中島:そうなってくると、一生懸命市場を回って小売店でうま味調味料の売上を増やそうとしても、なかなか成立しないんですよね。でも50年以上前から(日本から)中国に物は流れていたので、みんな「味の素」は知っているんです。
「味の素です」と言うと、「知っているよ。(うちにも)あるよ」と(味の素と)似ているやつを出してくる。でもそれはブラジルやインドネシアで作っている偽物なんですよね(笑)。
さすがにその場で「それは偽物だ!」と言ったらケンカになっちゃうんで、「インドネシアのやつなんだ。俺のは中国のなんだけど」と言いながら、その人たちとネットワークを組んでいきました。
でもやはり商品がないとダメで、本社に掛け合い454グラムの輸出用パッケージを英語で作ってもらったんです。「新しくこの商品を出したから、お父さん、一緒に組んでやろうよ」とディストリビューターやホールセラーと一緒にビジネスを立ち上げていった。
最近たまたま出た記事がYahoo!ニュースさんに転載されたんですが、「中国で売れなかった『味の素』の売上が、なぜ10倍に伸長したのか」というのは、この話なんです。家庭用に売っている間はぜんぜん売れなかったんだけど、外食事業を立ち上げることとセットにしたことで、売上が10倍になったという。
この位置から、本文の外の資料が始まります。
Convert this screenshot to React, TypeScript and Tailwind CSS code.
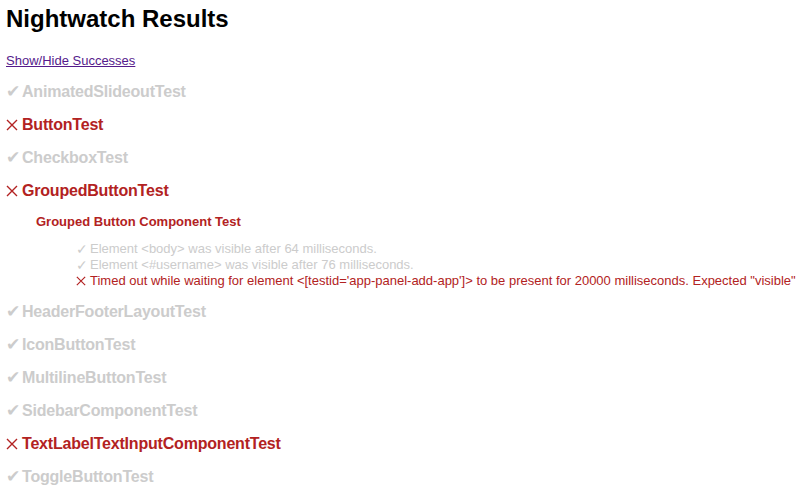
type Assertion = { ok: boolean; message: string };
type Group = { name: string; assertions: Assertion[] };
type TestResult = { name: string; ok: boolean; groups?: Group[] };

const results: TestResult[] = [
  { name: 'AnimatedSlideoutTest', ok: true },
  { name: 'ButtonTest', ok: false },
  { name: 'CheckboxTest', ok: true },
  {
    name: 'GroupedButtonTest',
    ok: false,
    groups: [
      {
        name: 'Grouped Button Component Test',
        assertions: [
          { ok: true, message: 'Element <body> was visible after 64 milliseconds.' },
          { ok: true, message: 'Element <#username> was visible after 76 milliseconds.' },
          {
            ok: false,
            message:
              'Timed out while waiting for element <[testid=\'app-panel-add-app\']> to be present for 20000 milliseconds. Expected "visible"',
          },
        ],
      },
    ],
  },
  { name: 'HeaderFooterLayoutTest', ok: true },
  { name: 'IconButtonTest', ok: true },
  { name: 'MultilineButtonTest', ok: true },
  { name: 'SidebarComponentTest', ok: true },
  { name: 'TextLabelTextInputComponentTest', ok: false },
  { name: 'ToggleButtonTest', ok: true },
];

function Cross({ size }: { size: number }) {
  return (
    <svg width={size} height={size} viewBox="0 0 12 12" className="shrink-0">
      <path d="M1 1L11 11M11 1L1 11" stroke="currentColor" strokeWidth="1.4" fill="none" />
    </svg>
  );
}

export default function App() {
  return (
    <div className="w-[803px] h-[495px] overflow-hidden bg-white px-[6px] pt-[5px] font-['Liberation_Sans',Arial,sans-serif]">
      <h1 className="text-[24px] leading-[28px] font-bold text-black">Nightwatch Results</h1>
      <div className="mt-[20px] text-[13px] leading-[16px]">
        <a href="#" className="text-[#551a8b] underline">Show/Hide Successes</a>
      </div>
      <div className="mt-[13px] flex flex-col gap-[13px]">
        {results.map(test => (
          <div key={test.name}>
            <div
              className={`flex items-center h-[20px] text-[16px] leading-[20px] font-bold whitespace-nowrap tracking-[-0.2px] ${
                test.ok ? 'text-[#cccccc]' : 'text-[#b22222]'
              }`}
            >
              <span className="flex w-[16px] items-center font-normal text-[17px] tracking-normal">
                {test.ok ? '✔' : <Cross size={12} />}
              </span>
              <span>{test.name}</span>
            </div>
            {test.groups?.map(group => (
              <div key={group.name} className="mt-[13px] pl-[30px]">
                <div className="text-[13px] leading-[16px] font-bold text-[#b22222]">{group.name}</div>
                <div className="mt-[11px] pl-[40px]">
                  {group.assertions.map(a => (
                    <div
                      key={a.message}
                      className={`flex items-center h-[16px] text-[13px] leading-[16px] whitespace-nowrap ${
                        a.ok ? 'text-[#cccccc]' : 'text-[#b22222]'
                      }`}
                    >
                      <span className="flex w-[14px] items-center text-[14px]">
                        {a.ok ? '✓' : <Cross size={10} />}
                      </span>
                      <span>{a.message}</span>
                    </div>
                  ))}
                </div>
              </div>
            ))}
          </div>
        ))}
      </div>
    </div>
  );
}
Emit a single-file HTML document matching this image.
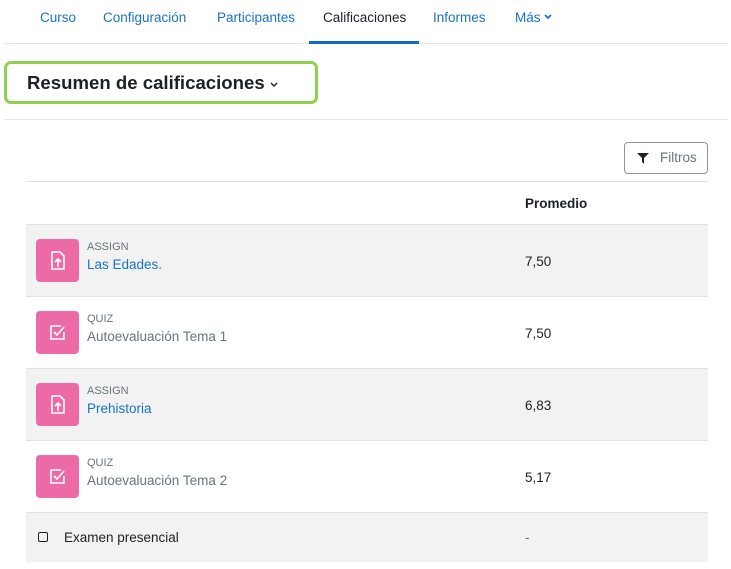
<!DOCTYPE html>
<html><head><meta charset="utf-8"><style>
body{margin:0;width:731px;height:569px;background:#fff;font-family:"Liberation Sans",sans-serif;position:relative;overflow:hidden;color:#1d2125}
.a{position:absolute}
.nav{font-size:13.5px;color:#1a73c9;top:10px}
.row{position:absolute;left:26px;width:682px;border-top:1px solid #dee2e6}
.g{background:#f2f2f2}
.ic{position:absolute;left:10px;width:43px;height:43px;background:#ec6ba7;border-radius:4px}
.ty{position:absolute;left:61px;font-size:11px;color:#6a737b}
.nm{position:absolute;left:61px;font-size:13.5px}
.val{position:absolute;left:499px;font-size:13.5px}
</style></head><body>
<div class="a nav" style="left:40px">Curso</div>
<div class="a nav" style="left:103px">Configuración</div>
<div class="a nav" style="left:217px">Participantes</div>
<div class="a nav" style="left:323px;color:#1d2125">Calificaciones</div>
<div class="a nav" style="left:433px">Informes</div>
<div class="a nav" style="left:515px">Más <svg width="8" height="6" viewBox="0 0 8 6" style="vertical-align:2px"><path d="M1 1l3 3l3-3" fill="none" stroke="#1a73c9" stroke-width="1.8"/></svg></div>
<div class="a" style="left:5px;top:43px;width:723px;height:1px;background:#e3e6e9"></div>
<div class="a" style="left:309px;top:41px;width:110px;height:3px;background:#0f6cbf"></div>
<div class="a" style="left:4px;top:61px;width:308px;height:37px;border:3px solid #8fd14f;border-radius:7px"></div>
<div class="a" style="left:27px;top:72px;font-size:18.6px;font-weight:bold">Resumen de calificaciones <svg width="8" height="6" viewBox="0 0 8 6" style="vertical-align:1px"><path d="M1 1l3 3l3-3" fill="none" stroke="#1d2125" stroke-width="1.4"/></svg></div>
<div class="a" style="left:5px;top:119px;width:723px;height:1px;background:#e3e6e9"></div>
<div class="a" style="left:624px;top:142px;width:82px;height:30px;border:1px solid #8f959e;border-radius:4px;font-size:13.5px;color:#6a737b">
<svg class="a" style="left:12px;top:10px" width="12" height="11" viewBox="0 0 12 11"><path d="M0 0H12L7 5V11L5 9V5Z" fill="#1d2125"/></svg>
<span class="a" style="left:35px;top:7px">Filtros</span></div>
<div class="row" style="top:181px;height:43px"><div class="a" style="left:499px;top:14px;font-size:13.5px;font-weight:bold">Promedio</div></div>
<div class="row g" style="top:224px;height:72px"><div class="ic" style="top:14px"><svg width="43" height="43"><path d="M16 13h8l4 4v13h-12z" fill="none" stroke="#fff" stroke-width="1.6"/><path d="M22 28v-8m-3 3l3-3l3 3" fill="none" stroke="#fff" stroke-width="1.6"/></svg></div><div class="ty" style="top:16px">ASSIGN</div><div class="nm" style="top:32px;color:#1a73c9">Las Edades.</div><div class="val" style="top:29px">7,50</div></div>
<div class="row" style="top:296px;height:72px"><div class="ic" style="top:14px"><svg width="43" height="43"><path d="M25 15h-10v13h13v-7" fill="none" stroke="#fff" stroke-width="1.6"/><path d="M18 21l3 3l7-8" fill="none" stroke="#fff" stroke-width="1.6"/></svg></div><div class="ty" style="top:16px">QUIZ</div><div class="nm" style="top:32px;color:#6a737b">Autoevaluación Tema 1</div><div class="val" style="top:29px">7,50</div></div>
<div class="row g" style="top:368px;height:72px"><div class="ic" style="top:14px"><svg width="43" height="43"><path d="M16 13h8l4 4v13h-12z" fill="none" stroke="#fff" stroke-width="1.6"/><path d="M22 28v-8m-3 3l3-3l3 3" fill="none" stroke="#fff" stroke-width="1.6"/></svg></div><div class="ty" style="top:16px">ASSIGN</div><div class="nm" style="top:32px;color:#1a73c9">Prehistoria</div><div class="val" style="top:29px">6,83</div></div>
<div class="row" style="top:440px;height:72px"><div class="ic" style="top:14px"><svg width="43" height="43"><path d="M25 15h-10v13h13v-7" fill="none" stroke="#fff" stroke-width="1.6"/><path d="M18 21l3 3l7-8" fill="none" stroke="#fff" stroke-width="1.6"/></svg></div><div class="ty" style="top:16px">QUIZ</div><div class="nm" style="top:32px;color:#6a737b">Autoevaluación Tema 2</div><div class="val" style="top:29px">5,17</div></div>
<div class="row g" style="top:512px;height:49px"><div class="a" style="left:12px;top:19px;width:8px;height:8px;border:1.5px solid #1d2125;border-radius:2px"></div><div class="a" style="left:38px;top:17px;font-size:13.5px">Examen presencial</div><div class="val" style="top:17px;color:#6a737b">-</div></div>
</body></html>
製品戦略とチャネル戦略に特化して成功パターンを創出した例です。
もし僕がいきなりマーケターとして行っても、なかなかこうはならなかったと思うんですよ。営業として現場を回っていて「こういう商品があればいいんじゃないか」とマーケターに自分が近寄っていった。私がマーケティングに興味を持った最初の瞬間だったかなと思っています。